SLU won't say what it has in store for the Locust Business District.

By Randall Roberts

Published on June 20, 2007

Jassen Johnson pounds the pavement of the Locust Business District like a small-town mayor. Walking from his midtown office on Olive Street to the center of his domain on Locust Boulevard, the tall and reedy transplanted farm boy (whose first name is pronounced like "Jason") seems to know just about everyone he encounters. A car rolls by, a horn toots. Johnson waves. Passing the old DeLuxe Automobile Company building, a pedestrian smiles, Johnson nods back.

Johnson's long legs take big strides. He wears a pressed pink oxford that complements a natural tan and doles out Crest-commercial smiles at every opportunity. It's overcast, and a storm is brewing in the western sky. The sleepy urban neighborhood, with its rows of storefronts and the occasional flowering window box, has the feel of a grumpy Mayberry. Gusts stir up dust clouds, but the wind can't muss Johnson's neatly cropped hair. Thunder rumbles in the distance, but the architect keeps walking. If he gets caught in a rainstorm, he can always just zip back to his office.

Until that happens he's on a mission to show off a corridor into which his various ventures have sunk $62 million since 2002. And they're just starting. When finished with phase one, it's on to an $80 million second phase, which will consist of new construction geared at housing — including, in Johnson's perfect world, new digs for Mississippi Nights, the long-time live music venue that recently closed its doors on Laclede's Landing.

Johnson developed a crush on Locust while he was an architecture master's candidate at the University of Illinois in the early '00s and working on a class project in East St. Louis. During his many excursions into then-unfamiliar St. Louis, he was struck by the redevelopment taking place in the Locust Business District, a mile-long swath that separates downtown from the Grand Center cultural district. Looking closer, he discovered a curious little stretch in the center of that swath that seemed virtually untouched. The buildings had a personality, with rococo flair and odd quirks. "As I started to become familiar with St. Louis, I started to see all of the opportunity here, all the amazing architecture," Johnson says. "I really kind of fell in love with the neighborhood."

He was drawn, as well, by the short distance to Grand Center to the west and Saint Louis University to the south, and the cultural amenities offered by both.

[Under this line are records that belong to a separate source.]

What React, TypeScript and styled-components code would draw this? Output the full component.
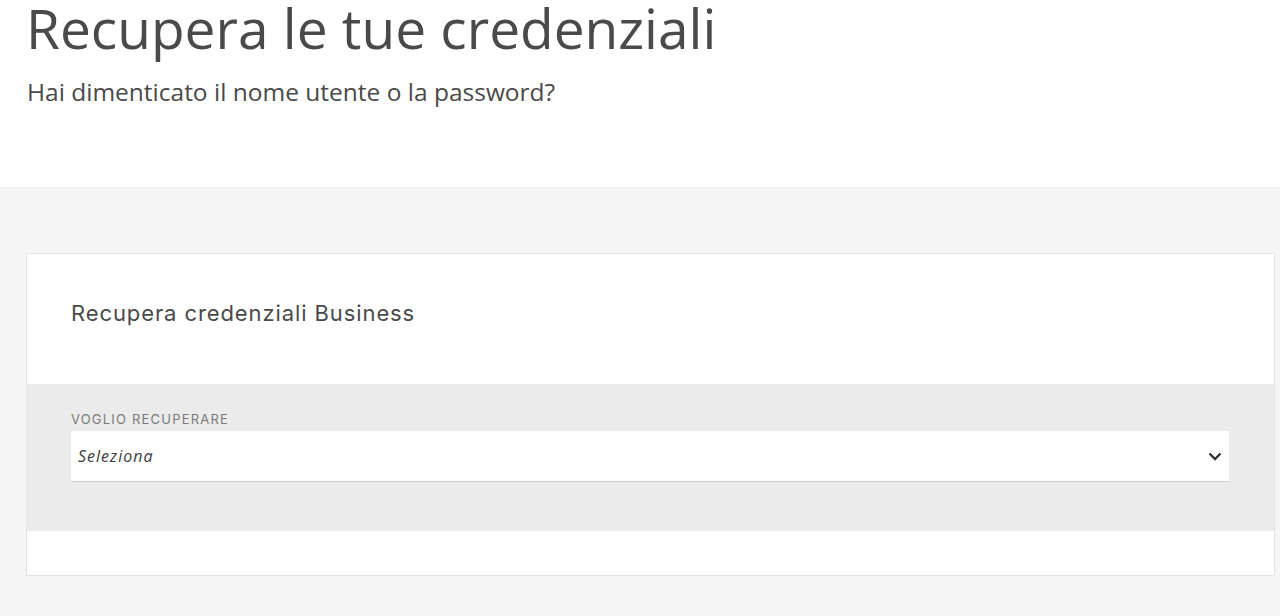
import React from "react";
import styled, { createGlobalStyle } from "styled-components";

const Global = createGlobalStyle`
  html, body { margin: 0; padding: 0; background: #ffffff; }
  body { font-family: "Open Sans", "Noto Sans", sans-serif; color: #4a4a4a; }
  * { box-sizing: border-box; }
`;

const Page = styled.div`
  width: 1280px;
  height: 616px;
  overflow: hidden;
  display: flex;
  flex-direction: column;
`;

const Header = styled.header`
  height: 187px;
  padding: 0 27px;
  display: flex;
  flex-direction: column;
`;

const Title = styled.h1`
  margin: 0 0 0 -1px;
  font-family: "Open Sans", sans-serif;
  font-weight: 400;
  font-size: 55px;
  line-height: 56px;
  color: #4a4a4a;
`;

const Subtitle = styled.p`
  margin: 20px 0 0;
  font-family: "Open Sans", sans-serif;
  font-size: 24.5px;
  line-height: 32px;
  color: #4a4a4a;
`;

const Section = styled.section`
  flex: 1;
  background: #f5f5f5;
  padding: 66px 5px 0 26px;
`;

const Card = styled.div`
  background: #ffffff;
  border: 1px solid #e4e4e4;
  display: flex;
  flex-direction: column;
`;

const CardHead = styled.div`
  height: 130px;
  padding: 44px 44px 0;
`;

const CardTitle = styled.h2`
  margin: 0;
  font-family: "Inter", sans-serif;
  font-weight: 400;
  font-size: 22px;
  line-height: 30px;
  letter-spacing: 0.9px;
  color: #4a4a4a;
`;

const Band = styled.div`
  background: #ebebeb;
  height: 147px;
  padding: 27px 45px 0 44px;
`;

const Label = styled.label`
  display: block;
  font-family: "Inter", sans-serif;
  font-size: 13px;
  line-height: 16px;
  letter-spacing: 1.2px;
  color: #7a7a7a;
  text-transform: uppercase;
  margin-bottom: 4px;
`;

const SelectBox = styled.div`
  height: 51px;
  background: #ffffff;
  border-bottom: 1px solid #cfcfcf;
  display: flex;
  align-items: center;
  justify-content: space-between;
  padding: 0 6px 0 7px;
`;

const Placeholder = styled.span`
  font-family: "Open Sans", sans-serif;
  font-style: italic;
  font-size: 16px;
  letter-spacing: 1px;
  color: #3c3c3c;
`;

const Chevron = styled.svg`
  width: 16px;
  height: 16px;
  color: #333;
`;

const CardFoot = styled.div`
  height: 44px;
`;

export default function App() {
  return (
    <Page>
      <Global />
      <Header>
        <Title>Recupera le tue credenziali</Title>
        <Subtitle>Hai dimenticato il nome utente o la password?</Subtitle>
      </Header>
      <Section>
        <Card>
          <CardHead>
            <CardTitle>Recupera credenziali Business</CardTitle>
          </CardHead>
          <Band>
            <Label>Voglio recuperare</Label>
            <SelectBox>
              <Placeholder>Seleziona</Placeholder>
              <Chevron viewBox="0 0 16 16" fill="none">
                <path d="M2.5 5.5 L8 11 L13.5 5.5" stroke="currentColor" strokeWidth="2.4" strokeLinecap="butt" strokeLinejoin="miter" />
              </Chevron>
            </SelectBox>
          </Band>
          <CardFoot />
        </Card>
      </Section>
    </Page>
  );
}
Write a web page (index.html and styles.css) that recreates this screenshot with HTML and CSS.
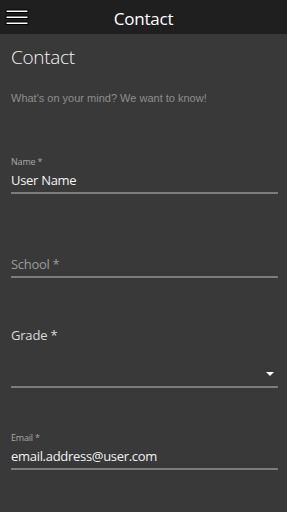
FILE: index.html
```html
<!DOCTYPE html>
<html lang="en">
  <head>
    <meta charset="UTF-8" />
    <meta name="viewport" content="width=device-width, initial-scale=1.0" />
    <title>Contact</title>
    <link rel="stylesheet" href="styles.css">
  </head>
  <body>
    <header class="topbar">
      <button class="menu-btn" aria-label="Menu">
        <svg width="24" height="17" viewBox="0 0 24 17">
          <rect x="1" y="1" width="22" height="2.5" fill="#fff" stroke="#000" stroke-width="1" />
          <rect x="1" y="7" width="22" height="2.5" fill="#fff" stroke="#000" stroke-width="1" />
          <rect x="1" y="13" width="22" height="2.5" fill="#fff" stroke="#000" stroke-width="1" />
        </svg>
      </button>
      <div class="topbar-title">Contact</div>
      <div class="topbar-spacer"></div>
    </header>

    <main class="content">
      <h1>Contact</h1>
      <p class="description">What's on your mind? We want to know!</p>

      <div class="field field-name">
        <label for="name">Name *</label>
        <input type="text" id="name" value="User Name" />
      </div>

      <div class="field field-school">
        <label for="school" class="hidden-label">School *</label>
        <input type="text" id="school" placeholder="School *" />
      </div>

      <div class="field field-grade">
        <label class="big-label">Grade *</label>
        <div class="select">
          <span class="arrow"></span>
        </div>
      </div>

      <div class="field field-email">
        <label for="email">Email *</label>
        <input type="text" id="email" value="email.address@user.com" />
      </div>
    </main>
  </body>
</html>
```

FILE: styles.css
```css
* {
  box-sizing: border-box;
  margin: 0;
  padding: 0;
}

body {
  font-family: "Open Sans", sans-serif;
  background-color: #393939;
  color: #f2f2f2;
  width: 287px;
  height: 512px;
  overflow: hidden;
}

.topbar {
  display: flex;
  align-items: center;
  height: 34px;
  background-color: #1f1f1f;
}

.menu-btn {
  width: 34px;
  height: 34px;
  border: none;
  background: none;
  display: flex;
  align-items: flex-start;
  padding: 9px 0 0 5px;
}

.topbar-title {
  flex: 1;
  text-align: center;
  font-size: 17px;
  letter-spacing: -0.2px;
  padding-top: 2px;
  color: #fff;
}

.topbar-spacer {
  width: 34px;
}

.content {
  padding: 0 9px 0 11px;
}

h1 {
  font-size: 19px;
  font-weight: 300;
  line-height: 24px;
  letter-spacing: -0.3px;
  margin-top: 11px;
  color: #f4f4f4;
}

.description {
  font-family: "Liberation Sans", Arial, sans-serif;
  font-size: 11px;
  line-height: 13px;
  color: #8e8e8e;
  margin-top: 23px;
}

.field label {
  display: block;
  font-size: 9px;
  line-height: 12px;
  letter-spacing: -0.2px;
  color: #a8a8a8;
  margin-bottom: 3px;
}

.field input {
  display: block;
  width: 100%;
  font-family: "Open Sans", sans-serif;
  font-size: 13px;
  line-height: 18px;
  letter-spacing: -0.3px;
  height: 23px;
  padding: 0 0 3px;
  border: none;
  border-bottom: 2px solid #7c7c7c;
  background: transparent;
  color: #f2f2f2;
  outline: none;
}

.field input::placeholder {
  color: #9c9c9c;
}

.field-name {
  margin-top: 51px;
}

.field-school {
  margin-top: 46px;
}

.hidden-label {
  visibility: hidden;
}

.field-grade {
  margin-top: 48px;
}

.field .big-label {
  font-size: 13px;
  line-height: 18px;
  letter-spacing: -0.2px;
  color: #dcdcdc;
  margin-bottom: 0;
}

.select {
  display: flex;
  justify-content: flex-end;
  align-items: flex-end;
  height: 44px;
  padding: 0 4px 10px 0;
  border-bottom: 2px solid #7c7c7c;
}

.arrow {
  width: 0;
  height: 0;
  border-left: 4px solid transparent;
  border-right: 4px solid transparent;
  border-top: 4px solid #fff;
}

.field-email {
  margin-top: 44px;
}
```
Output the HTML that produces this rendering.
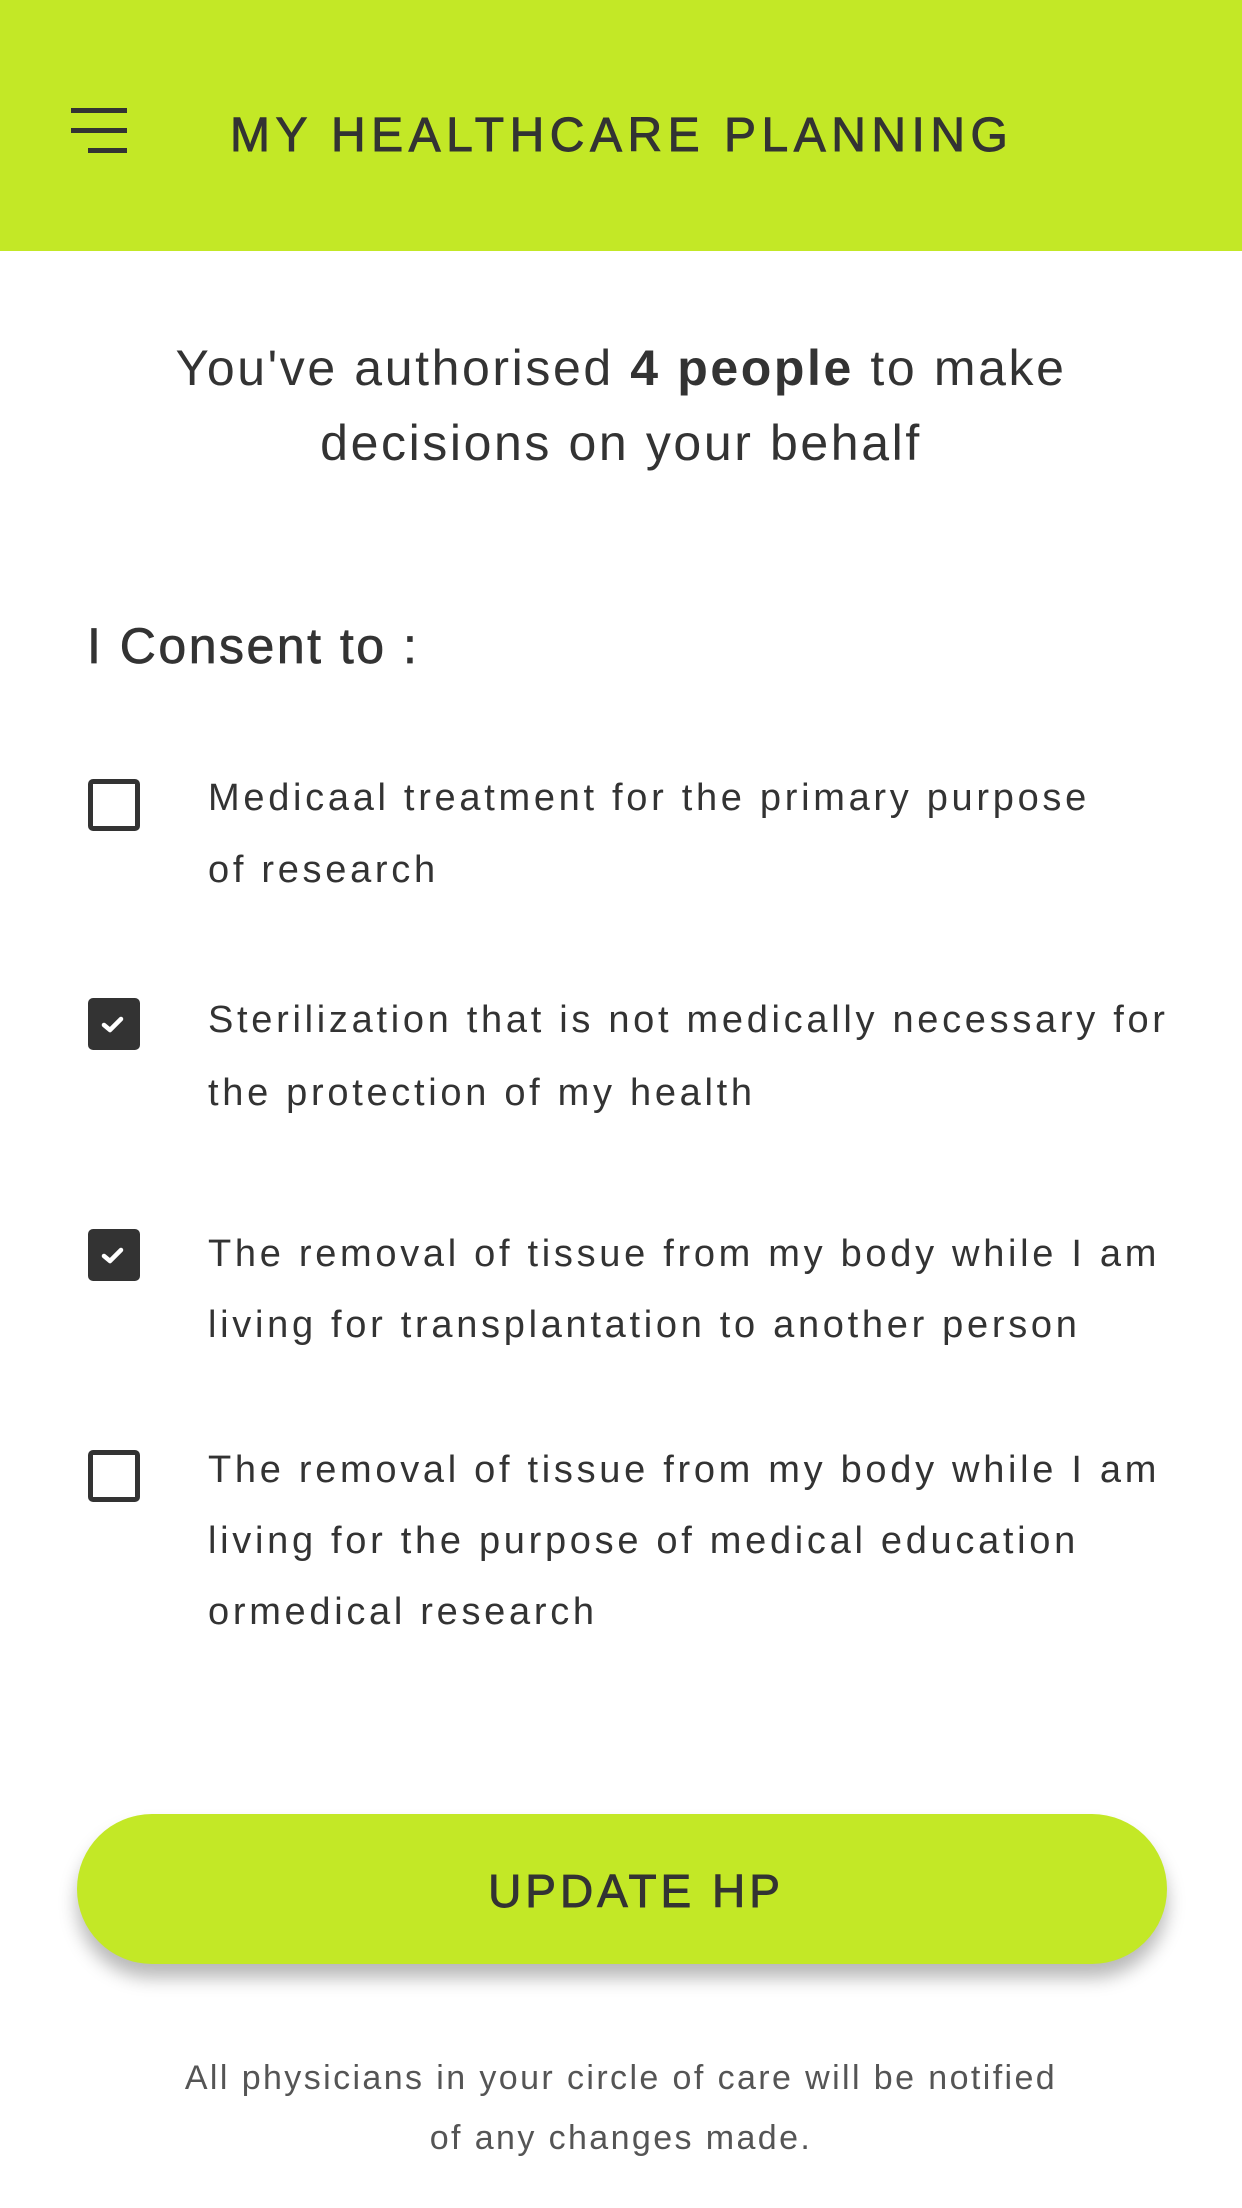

Residents would be within walking distance of performances at the Fox Theatre and at Powell Hall, home of the Saint Louis Symphony Orchestra. Johnson envisioned a quarter much like the Delmar Loop, one that lay in close proximity to a university and that integrated restaurants, boutique-style shops and cultural venues into a pedestrian-friendly whole.

He consummated the relationship in 2002, when he and two partners formed Integration Development and purchased their first property, at 3118 Locust. Soon the group bought and rehabbed the gloriously eccentric Dinks Parrish Laundry building on Olive Street at Compton Avenue, now home to the Loft Jazz Club, a stir-fry restaurant called Santo Bento and nine apartments, one of which serves as headquarters for Johnson's new company, Renaissance Development Associates.

He enters another building he has redeveloped. It houses Elder and Associates, an accounting firm. Johnson greets the receptionist, then gives a tour of the place, which was constructed in 1914 to house an early car-parts manufacturer called Champion Auto Springs. Save for a pair of display windows, the single-story building is unremarkable from the outside, but Johnson's minimalist, efficient design has made great use of the big, open space inside.

Daniel Elder moved his firm here from Clayton, where he'd been since the late 1980s. The reason he relocated is "short and boring," he says: Good office space in Clayton runs about $23 per square foot, and Elder pays about half that on Locust. "I'm an accountant, you understand. It's all about the money."

Taking his leave, Johnson heads across Locust to Clarion Marketing and Advertising, which relocated into a former industrial building three years ago. Clarion founder Gery Kotthoff's office is just inside the door; if this were still a blue-collar compound, he'd be sitting in the foreman's office.

Entering the main room, a bevy of cubicle-like offices, Kotthoff explains that the structure, erected in 1917, used to house a company that manufactured automotive transmissions. Johnson retrofitted the space to include offices, video facilities and a little blue-screen soundstage for shooting commercial spots. After eighteen years in Ballwin, Kotthoff moved in. "We were a little surprised that this area was relatively undiscovered," he says today. "Everything around it was thriving, and it had long-term commitment for growth and investment. And this little street just seemed to be totally ignored."